** OBJECTIVE **
Copy out every line exactly, passing over the pictures.

** DATA **
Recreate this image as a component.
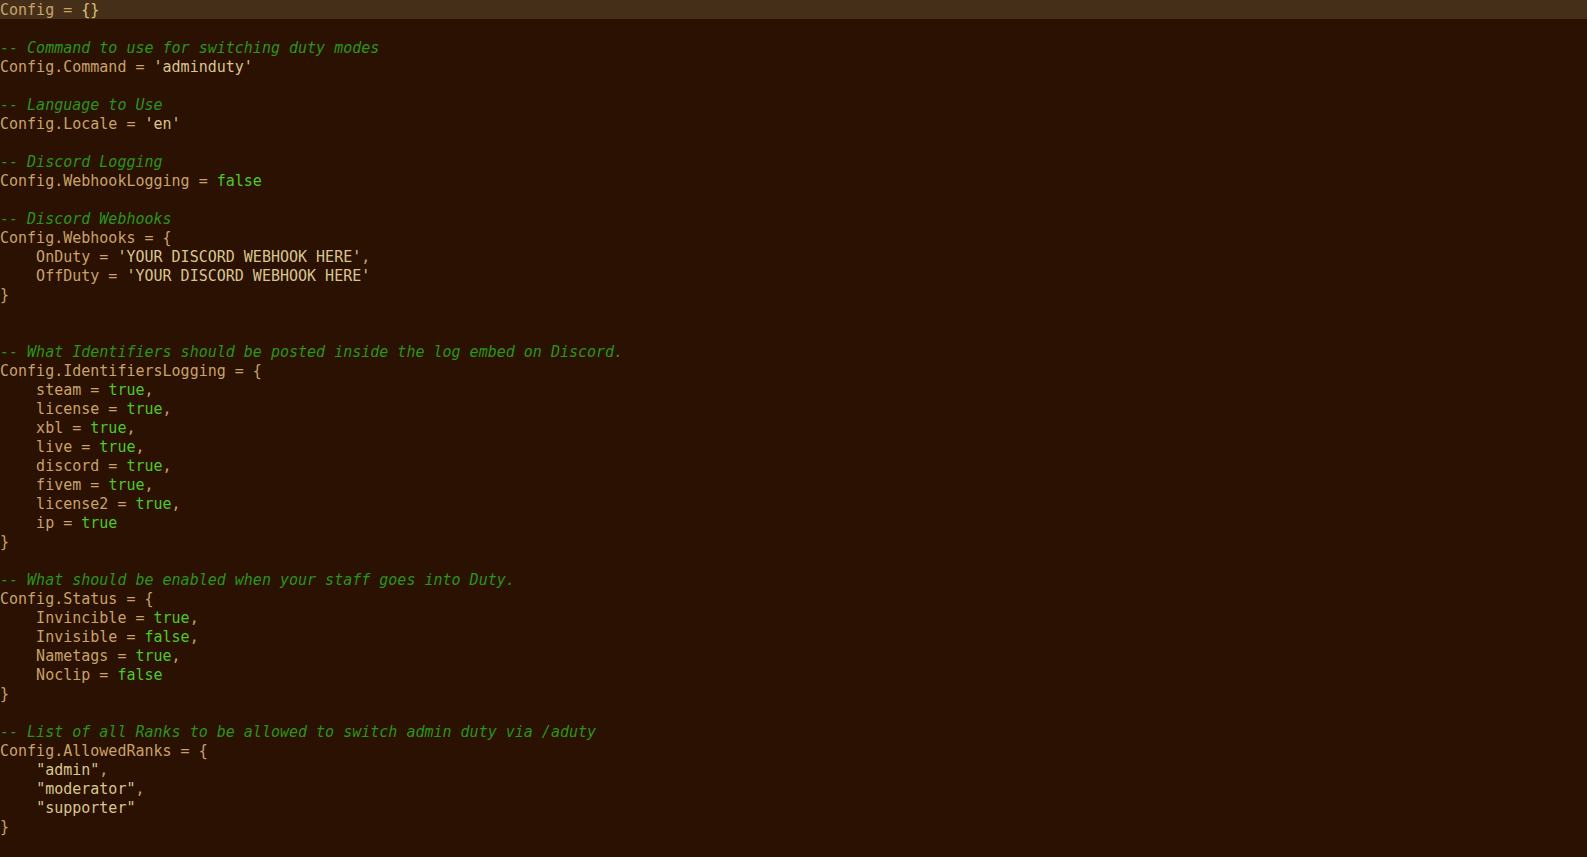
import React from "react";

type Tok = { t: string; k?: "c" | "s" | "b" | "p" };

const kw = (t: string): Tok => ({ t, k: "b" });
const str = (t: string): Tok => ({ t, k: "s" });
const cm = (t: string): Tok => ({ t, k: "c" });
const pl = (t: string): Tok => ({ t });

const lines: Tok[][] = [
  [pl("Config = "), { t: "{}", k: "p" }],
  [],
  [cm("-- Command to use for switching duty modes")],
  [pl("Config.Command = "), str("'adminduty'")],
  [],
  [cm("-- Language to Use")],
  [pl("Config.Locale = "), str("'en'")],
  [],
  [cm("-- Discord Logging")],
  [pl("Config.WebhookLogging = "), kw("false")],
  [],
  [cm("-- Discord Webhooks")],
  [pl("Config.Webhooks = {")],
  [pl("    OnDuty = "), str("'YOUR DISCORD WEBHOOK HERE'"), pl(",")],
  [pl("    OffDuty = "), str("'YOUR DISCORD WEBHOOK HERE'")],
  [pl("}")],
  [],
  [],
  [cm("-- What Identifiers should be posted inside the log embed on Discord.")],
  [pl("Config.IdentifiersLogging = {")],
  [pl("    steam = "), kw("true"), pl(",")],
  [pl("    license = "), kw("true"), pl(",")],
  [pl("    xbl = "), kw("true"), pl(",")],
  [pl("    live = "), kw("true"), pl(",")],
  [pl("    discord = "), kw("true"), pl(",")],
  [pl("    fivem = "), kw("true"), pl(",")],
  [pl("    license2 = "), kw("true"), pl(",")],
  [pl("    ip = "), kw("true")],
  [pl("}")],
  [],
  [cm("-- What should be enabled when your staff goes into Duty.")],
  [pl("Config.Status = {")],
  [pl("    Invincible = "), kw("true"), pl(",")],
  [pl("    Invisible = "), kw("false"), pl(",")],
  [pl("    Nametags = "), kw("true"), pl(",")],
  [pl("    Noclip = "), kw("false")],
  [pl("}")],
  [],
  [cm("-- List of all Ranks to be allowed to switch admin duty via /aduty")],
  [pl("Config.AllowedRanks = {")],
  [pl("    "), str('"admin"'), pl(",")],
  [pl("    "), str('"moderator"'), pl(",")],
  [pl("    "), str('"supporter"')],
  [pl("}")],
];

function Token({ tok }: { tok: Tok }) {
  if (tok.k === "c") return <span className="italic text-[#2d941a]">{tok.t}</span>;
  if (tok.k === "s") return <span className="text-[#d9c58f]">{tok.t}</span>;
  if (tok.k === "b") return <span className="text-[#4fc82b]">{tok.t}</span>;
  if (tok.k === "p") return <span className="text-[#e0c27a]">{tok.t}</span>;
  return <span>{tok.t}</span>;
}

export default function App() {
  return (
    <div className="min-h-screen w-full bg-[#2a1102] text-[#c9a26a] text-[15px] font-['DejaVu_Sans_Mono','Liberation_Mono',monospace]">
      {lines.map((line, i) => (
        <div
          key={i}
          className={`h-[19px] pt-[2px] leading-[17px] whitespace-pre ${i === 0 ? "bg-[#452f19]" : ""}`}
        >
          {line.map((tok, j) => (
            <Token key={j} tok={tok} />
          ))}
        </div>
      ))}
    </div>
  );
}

** PROBLEM SOLUTION **
Recreate this image as a component.
import React from "react";

type Tok = { t: string; k?: "c" | "s" | "b" | "p" };

const kw = (t: string): Tok => ({ t, k: "b" });
const str = (t: string): Tok => ({ t, k: "s" });
const cm = (t: string): Tok => ({ t, k: "c" });
const pl = (t: string): Tok => ({ t });

const lines: Tok[][] = [
  [pl("Config = "), { t: "{}", k: "p" }],
  [],
  [cm("-- Command to use for switching duty modes")],
  [pl("Config.Command = "), str("'adminduty'")],
  [],
  [cm("-- Language to Use")],
  [pl("Config.Locale = "), str("'en'")],
  [],
  [cm("-- Discord Logging")],
  [pl("Config.WebhookLogging = "), kw("false")],
  [],
  [cm("-- Discord Webhooks")],
  [pl("Config.Webhooks = {")],
  [pl("    OnDuty = "), str("'YOUR DISCORD WEBHOOK HERE'"), pl(",")],
  [pl("    OffDuty = "), str("'YOUR DISCORD WEBHOOK HERE'")],
  [pl("}")],
  [],
  [],
  [cm("-- What Identifiers should be posted inside the log embed on Discord.")],
  [pl("Config.IdentifiersLogging = {")],
  [pl("    steam = "), kw("true"), pl(",")],
  [pl("    license = "), kw("true"), pl(",")],
  [pl("    xbl = "), kw("true"), pl(",")],
  [pl("    live = "), kw("true"), pl(",")],
  [pl("    discord = "), kw("true"), pl(",")],
  [pl("    fivem = "), kw("true"), pl(",")],
  [pl("    license2 = "), kw("true"), pl(",")],
  [pl("    ip = "), kw("true")],
  [pl("}")],
  [],
  [cm("-- What should be enabled when your staff goes into Duty.")],
  [pl("Config.Status = {")],
  [pl("    Invincible = "), kw("true"), pl(",")],
  [pl("    Invisible = "), kw("false"), pl(",")],
  [pl("    Nametags = "), kw("true"), pl(",")],
  [pl("    Noclip = "), kw("false")],
  [pl("}")],
  [],
  [cm("-- List of all Ranks to be allowed to switch admin duty via /aduty")],
  [pl("Config.AllowedRanks = {")],
  [pl("    "), str('"admin"'), pl(",")],
  [pl("    "), str('"moderator"'), pl(",")],
  [pl("    "), str('"supporter"')],
  [pl("}")],
];

function Token({ tok }: { tok: Tok }) {
  if (tok.k === "c") return <span className="italic text-[#2d941a]">{tok.t}</span>;
  if (tok.k === "s") return <span className="text-[#d9c58f]">{tok.t}</span>;
  if (tok.k === "b") return <span className="text-[#4fc82b]">{tok.t}</span>;
  if (tok.k === "p") return <span className="text-[#e0c27a]">{tok.t}</span>;
  return <span>{tok.t}</span>;
}

export default function App() {
  return (
    <div className="min-h-screen w-full bg-[#2a1102] text-[#c9a26a] text-[15px] font-['DejaVu_Sans_Mono','Liberation_Mono',monospace]">
      {lines.map((line, i) => (
        <div
          key={i}
          className={`h-[19px] pt-[2px] leading-[17px] whitespace-pre ${i === 0 ? "bg-[#452f19]" : ""}`}
        >
          {line.map((tok, j) => (
            <Token key={j} tok={tok} />
          ))}
        </div>
      ))}
    </div>
  );
}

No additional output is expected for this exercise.